**WHAT IS BEING ASKED**:
From the first line of the listing below to the line with "const extras = ['Wi-Fi", print each line exactly, and nothing more. Leave out the pictures.
# START OF SUPPLIED INFORMATION
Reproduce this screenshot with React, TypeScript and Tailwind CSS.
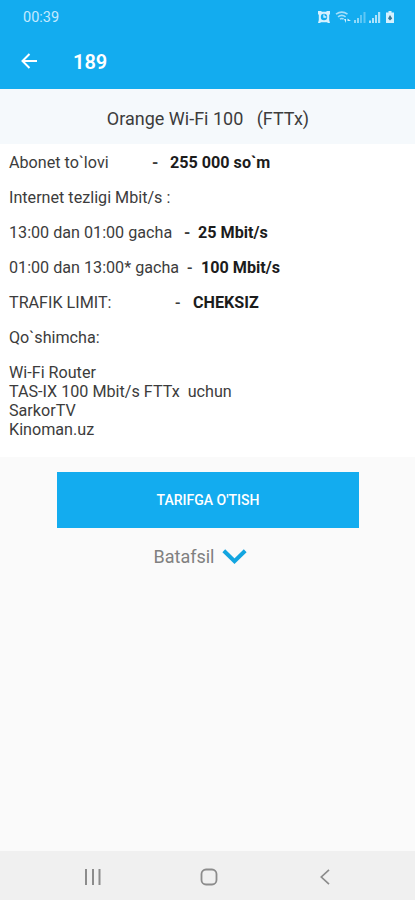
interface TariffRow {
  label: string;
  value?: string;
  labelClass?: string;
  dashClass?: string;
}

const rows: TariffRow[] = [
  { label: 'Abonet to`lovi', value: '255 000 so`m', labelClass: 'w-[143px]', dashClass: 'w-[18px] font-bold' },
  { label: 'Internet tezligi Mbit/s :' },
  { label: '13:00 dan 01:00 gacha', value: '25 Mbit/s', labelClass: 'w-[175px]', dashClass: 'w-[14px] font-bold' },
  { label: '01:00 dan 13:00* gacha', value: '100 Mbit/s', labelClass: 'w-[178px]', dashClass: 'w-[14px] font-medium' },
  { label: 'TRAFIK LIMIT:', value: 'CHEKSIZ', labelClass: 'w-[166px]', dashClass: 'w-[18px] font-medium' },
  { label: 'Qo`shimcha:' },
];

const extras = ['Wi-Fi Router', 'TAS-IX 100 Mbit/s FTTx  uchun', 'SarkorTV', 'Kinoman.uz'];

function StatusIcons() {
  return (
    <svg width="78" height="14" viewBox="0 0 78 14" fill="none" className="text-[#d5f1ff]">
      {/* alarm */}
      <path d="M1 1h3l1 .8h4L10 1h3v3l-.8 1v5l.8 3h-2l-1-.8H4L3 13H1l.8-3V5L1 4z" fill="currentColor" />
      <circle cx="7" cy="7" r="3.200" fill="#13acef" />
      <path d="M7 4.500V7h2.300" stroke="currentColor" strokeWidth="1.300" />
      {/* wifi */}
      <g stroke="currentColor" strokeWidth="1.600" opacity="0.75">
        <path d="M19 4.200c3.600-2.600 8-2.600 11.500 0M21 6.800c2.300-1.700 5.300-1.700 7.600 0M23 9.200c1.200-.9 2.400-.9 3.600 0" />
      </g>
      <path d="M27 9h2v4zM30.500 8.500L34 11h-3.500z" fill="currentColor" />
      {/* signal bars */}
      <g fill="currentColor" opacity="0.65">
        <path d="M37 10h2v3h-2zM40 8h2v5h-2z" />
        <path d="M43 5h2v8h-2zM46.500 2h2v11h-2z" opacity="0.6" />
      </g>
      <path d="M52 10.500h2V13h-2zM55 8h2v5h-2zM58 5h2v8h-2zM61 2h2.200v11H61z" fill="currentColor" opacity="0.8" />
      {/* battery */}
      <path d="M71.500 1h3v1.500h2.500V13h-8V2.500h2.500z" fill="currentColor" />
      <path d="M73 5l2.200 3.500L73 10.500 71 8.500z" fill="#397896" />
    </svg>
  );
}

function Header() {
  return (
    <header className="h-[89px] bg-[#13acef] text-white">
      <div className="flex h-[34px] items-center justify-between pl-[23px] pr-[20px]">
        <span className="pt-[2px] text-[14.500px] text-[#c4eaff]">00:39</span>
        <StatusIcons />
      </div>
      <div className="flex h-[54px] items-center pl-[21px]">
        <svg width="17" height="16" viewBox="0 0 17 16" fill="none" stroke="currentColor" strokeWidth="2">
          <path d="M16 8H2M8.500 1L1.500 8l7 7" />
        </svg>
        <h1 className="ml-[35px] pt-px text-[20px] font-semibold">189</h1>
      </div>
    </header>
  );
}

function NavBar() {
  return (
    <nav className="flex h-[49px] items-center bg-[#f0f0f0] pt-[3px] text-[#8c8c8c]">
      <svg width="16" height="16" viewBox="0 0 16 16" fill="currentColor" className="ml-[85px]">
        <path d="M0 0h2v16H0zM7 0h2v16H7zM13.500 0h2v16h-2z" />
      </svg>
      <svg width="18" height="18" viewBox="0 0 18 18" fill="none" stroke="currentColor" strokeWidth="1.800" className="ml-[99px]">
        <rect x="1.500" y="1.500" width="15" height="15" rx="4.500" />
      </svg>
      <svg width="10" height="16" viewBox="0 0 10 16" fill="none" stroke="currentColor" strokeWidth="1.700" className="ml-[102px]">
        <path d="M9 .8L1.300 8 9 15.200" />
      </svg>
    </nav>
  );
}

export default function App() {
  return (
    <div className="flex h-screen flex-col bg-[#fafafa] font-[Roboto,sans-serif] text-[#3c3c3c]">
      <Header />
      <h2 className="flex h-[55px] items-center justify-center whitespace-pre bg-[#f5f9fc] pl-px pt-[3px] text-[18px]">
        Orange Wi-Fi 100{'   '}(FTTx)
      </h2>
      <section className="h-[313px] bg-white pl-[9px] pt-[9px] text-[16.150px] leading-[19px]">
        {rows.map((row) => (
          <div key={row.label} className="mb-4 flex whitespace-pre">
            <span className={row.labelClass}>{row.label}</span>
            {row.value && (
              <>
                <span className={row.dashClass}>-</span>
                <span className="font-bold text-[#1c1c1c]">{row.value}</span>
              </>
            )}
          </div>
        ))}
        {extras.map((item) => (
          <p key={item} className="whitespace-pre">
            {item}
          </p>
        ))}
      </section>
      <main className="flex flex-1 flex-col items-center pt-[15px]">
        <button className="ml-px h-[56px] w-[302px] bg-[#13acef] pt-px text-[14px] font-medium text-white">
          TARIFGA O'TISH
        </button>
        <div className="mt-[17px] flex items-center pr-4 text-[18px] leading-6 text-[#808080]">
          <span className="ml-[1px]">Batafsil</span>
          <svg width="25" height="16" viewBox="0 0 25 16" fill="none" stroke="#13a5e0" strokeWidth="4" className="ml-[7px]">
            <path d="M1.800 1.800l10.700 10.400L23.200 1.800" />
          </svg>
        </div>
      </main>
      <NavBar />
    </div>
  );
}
# END OF SUPPLIED INFORMATION
**FINAL RESULT**:
Reproduce this screenshot with React, TypeScript and Tailwind CSS.
interface TariffRow {
  label: string;
  value?: string;
  labelClass?: string;
  dashClass?: string;
}

const rows: TariffRow[] = [
  { label: 'Abonet to`lovi', value: '255 000 so`m', labelClass: 'w-[143px]', dashClass: 'w-[18px] font-bold' },
  { label: 'Internet tezligi Mbit/s :' },
  { label: '13:00 dan 01:00 gacha', value: '25 Mbit/s', labelClass: 'w-[175px]', dashClass: 'w-[14px] font-bold' },
  { label: '01:00 dan 13:00* gacha', value: '100 Mbit/s', labelClass: 'w-[178px]', dashClass: 'w-[14px] font-medium' },
  { label: 'TRAFIK LIMIT:', value: 'CHEKSIZ', labelClass: 'w-[166px]', dashClass: 'w-[18px] font-medium' },
  { label: 'Qo`shimcha:' },
];

const extras = ['Wi-Fi Router', 'TAS-IX 100 Mbit/s FTTx  uchun', 'SarkorTV', 'Kinoman.uz'];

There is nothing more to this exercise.